In order to help you with names and such, below are some of the most used ingredients in Hindi & English.

Hindi                       English
Palak                      Spinach
Mutter                    Green peas
Paneer                    Cottage Cheese
Aloo                        Potato
Chola                      Chickpeas
Gobi                        Cauliflower
Dal                          Lentil
Malai                      Cream
Masala                   Spices
Bangen                   Eggplant


Mutton Korma

Lamb marinated in yogurt and spices then cooked in a gravy made of onions, tomatoes and more spices. From Karim's (Jama Masjid) in Delhi: a must visit for the traditional Indian eatery alone. The delicious food doesn't hurt.

South Indian Food

I realize this isn't a dish but we tried a multitude of different foods from Southern India one night thanks to Bani, a friend of my mom's so I lumped them all together. From Sagar Ratna in Delhi, we tried dosas, vadas & idlis (pictured here) as well as coffee and gulab jamun.

Khoya paneer

Cottage cheese with khoya (dairy product made from dried milk or heated milk), onion, garlic, ginger, tomato and spices. From Rhada Govind in Jaipur (recommended by Ricky!).
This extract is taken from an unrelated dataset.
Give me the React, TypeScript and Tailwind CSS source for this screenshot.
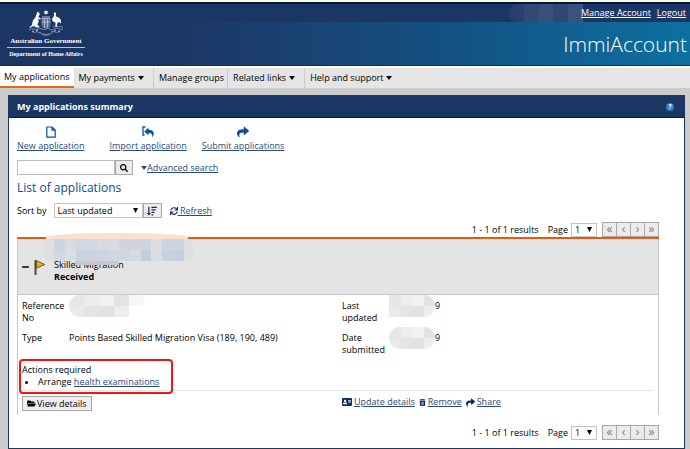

Vegetable / chicken momos (dumplings)

Rajasthani thali

Aloo pyaz (potato with onion curry), kadi (spiced yogurt soup), gatta curry (flour dumplings cooked in a yogurt sauce), dal fry (fried lentils), jeera rice (rice with cumin seeds), lasun chutney (garlic chutney), boondi raita (yogurt dip), missi roti (flat bread), papad (thin, crisp cracker), ghewar (sweet made with flour and soaked in sugar syrup) and rajbhog (sweet made with paneer and stuffed with almonds & pistachios). All from Surya Mahal in Jaipur.

Mirchi bada

Green pepper stuffed with potato and deep fried. From Shahi Samosa in Jodhpur. You might recall the following picture from a couple posts ago...

Royal Shahi Paneer

Fresh cottage cheese made of rich gravy with cashew nuts. From Jhankar Choti Haveli in Jodhpur.

Dal Makhani

Black lentils and red beans simmered overnight. From Jhankar Choti Haveli in Jodhpur.

Jeera aloo

Potatoes spiced with cumin. From Dagley in Jodhpur.

Keema bati

We were recommended to try keema bati by Bani and, boy, was it the best decision we ever made! Even the staff at the restaurant, Spice Court, were excited for our first try of these delicious fried flour balls stuffed with mutton then covered in ghee (clarified butter). It's worth a visit to Jaipur just to try this dish.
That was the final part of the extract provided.